DSS Engine vs Spark in Sync Recipe
We are changing all the recipes from using the DSS engine to Spark to reduce the memory impact of the jobs.
However, we have an issue with some jobs that when using Spark, the job crashes and so users still use the DSS engine.
Reading on the documentation of "Sync", I see that there are multiple engines but how should I know when to use DSS engine and when to use Spark?
Also, why Spark is not working with some users?
Edit: We are using S3 datasets.
Answers
-
Hi,
A first important thing to note is that using Spark will use more memory than using the DSS engine. Of course, using Spark means that if the proper conditions are met, you will benefit from paralellism, but Spark is much more memory-heavy, including on the DSS host. The DSS engine never loads datasets in memory and is very lean in memory (but it often slower).

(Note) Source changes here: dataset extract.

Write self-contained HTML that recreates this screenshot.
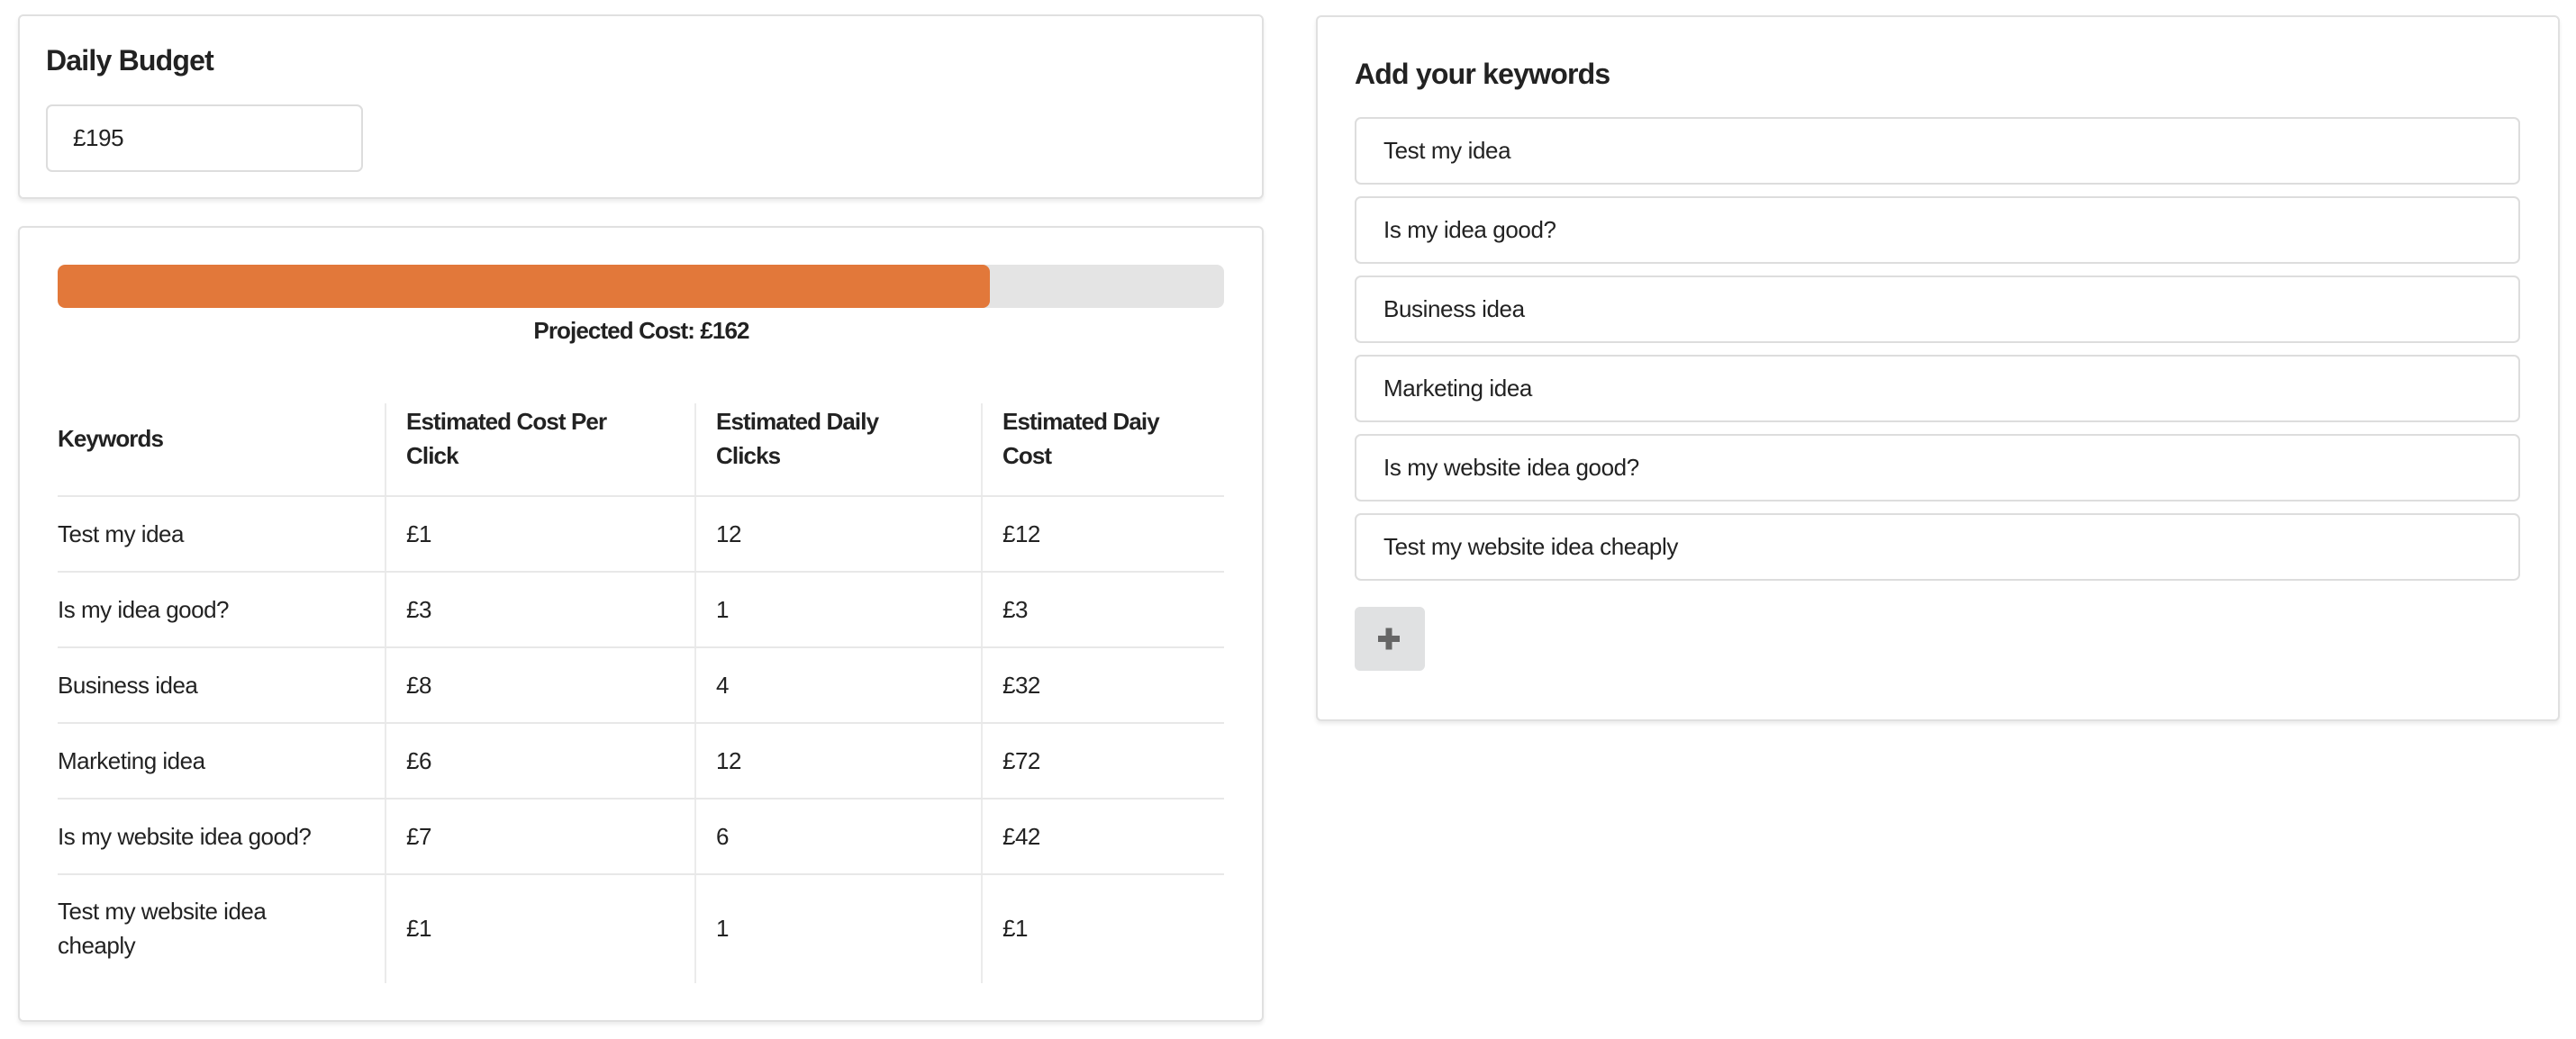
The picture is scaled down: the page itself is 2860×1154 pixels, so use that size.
<!DOCTYPE html>
<html><head><meta charset="utf-8"><style>
*{box-sizing:border-box;margin:0;padding:0}
body{width:2860px;height:1154px;background:#fff;font-family:"Liberation Sans",sans-serif;color:#222;position:relative;overflow:hidden}
.card{position:absolute;background:#fff;border:2px solid #e0e0e0;border-radius:6px;box-shadow:0 3px 4px rgba(0,0,0,0.08)}
.h{position:absolute;font-weight:bold;font-size:32px;letter-spacing:-0.8px;color:#222;line-height:1}
.inp{position:absolute;border:2px solid #ddd;border-radius:7px;background:#fff;font-size:26px;padding-left:30px;display:flex;align-items:center;color:#222;letter-spacing:-0.4px}
.bar{position:absolute;left:64px;top:294px;width:1295px;height:48px;background:#e4e4e4;border-radius:8px;overflow:hidden}
.bar div{width:1035px;height:100%;background:#e2783a;border-radius:8px}
.t{position:absolute;font-size:26px;line-height:38px;color:#222;letter-spacing:-0.5px}
.b{font-weight:bold;letter-spacing:-0.9px}
.hl{position:absolute;left:64px;width:1295px;height:2px;background:#e8e8e8}
.vl{position:absolute;width:2px;top:448px;height:644px;background:#ebebeb}
</style></head><body>
<div class="card" style="left:20px;top:16px;width:1383px;height:205px"></div>
<div class="h" style="left:51px;top:51px">Daily Budget</div>
<div class="inp" style="left:51px;top:116px;width:352px;height:75px;padding-left:28px">£195</div>

<div class="card" style="left:20px;top:251px;width:1383px;height:884px"></div>
<div class="bar"><div></div></div>
<div class="t b" style="left:0;width:1424px;text-align:center;top:348px">Projected Cost: £162</div>

<div class="vl" style="left:427px"></div>
<div class="vl" style="left:771px"></div>
<div class="vl" style="left:1089px"></div>
<div class="hl" style="top:550px"></div>
<div class="hl" style="top:634px"></div>
<div class="hl" style="top:718px"></div>
<div class="hl" style="top:802px"></div>
<div class="hl" style="top:886px"></div>
<div class="hl" style="top:970px"></div>

<div class="t b" style="left:64px;top:468px">Keywords</div>
<div class="t b" style="left:451px;top:449px">Estimated Cost Per<br>Click</div>
<div class="t b" style="left:795px;top:449px">Estimated Daily<br>Clicks</div>
<div class="t b" style="left:1113px;top:449px">Estimated Daiy<br>Cost</div>

<div class="t" style="left:64px;top:574px">Test my idea</div><div class="t" style="left:451px;top:574px">£1</div><div class="t" style="left:795px;top:574px">12</div><div class="t" style="left:1113px;top:574px">£12</div>
<div class="t" style="left:64px;top:658px">Is my idea good?</div><div class="t" style="left:451px;top:658px">£3</div><div class="t" style="left:795px;top:658px">1</div><div class="t" style="left:1113px;top:658px">£3</div>
<div class="t" style="left:64px;top:742px">Business idea</div><div class="t" style="left:451px;top:742px">£8</div><div class="t" style="left:795px;top:742px">4</div><div class="t" style="left:1113px;top:742px">£32</div>
<div class="t" style="left:64px;top:826px">Marketing idea</div><div class="t" style="left:451px;top:826px">£6</div><div class="t" style="left:795px;top:826px">12</div><div class="t" style="left:1113px;top:826px">£72</div>
<div class="t" style="left:64px;top:910px">Is my website idea good?</div><div class="t" style="left:451px;top:910px">£7</div><div class="t" style="left:795px;top:910px">6</div><div class="t" style="left:1113px;top:910px">£42</div>
<div class="t" style="left:64px;top:993px">Test my website idea<br>cheaply</div><div class="t" style="left:451px;top:1012px">£1</div><div class="t" style="left:795px;top:1012px">1</div><div class="t" style="left:1113px;top:1012px">£1</div>

<div class="card" style="left:1461px;top:17px;width:1381px;height:784px"></div>
<div class="h" style="left:1504px;top:66px">Add your keywords</div>
<div class="inp" style="left:1504px;top:130px;width:1294px;height:75px">Test my idea</div>
<div class="inp" style="left:1504px;top:218px;width:1294px;height:75px">Is my idea good?</div>
<div class="inp" style="left:1504px;top:306px;width:1294px;height:75px">Business idea</div>
<div class="inp" style="left:1504px;top:394px;width:1294px;height:75px">Marketing idea</div>
<div class="inp" style="left:1504px;top:482px;width:1294px;height:75px">Is my website idea good?</div>
<div class="inp" style="left:1504px;top:570px;width:1294px;height:75px">Test my website idea cheaply</div>
<div style="position:absolute;left:1504px;top:674px;width:78px;height:71px;background:#e0e1e2;border-radius:6px">
<svg width="78" height="71" viewBox="0 0 78 71"><path d="M38 23.5v24M26 35.5h24" stroke="#666" stroke-width="7"/></svg>
</div>
</body></html>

Generally speaking, sync recipes will almost always be slower and more brittle with Spark than with DSS engine, so we almost never recommend using Spark engine for sync recipe. The reason is that you will usually almost never "from HDFS to HDFS" or "from S3 to S3" (or such), i.e. the "good cases" for Spark. Most syncs will be between completely disparate storage kinds (because that's why you sync in the first place) and hence you lose most of the benefits of Spark while still having the drawbacks of being heavier, harder to tune, and being more prone to errors in general.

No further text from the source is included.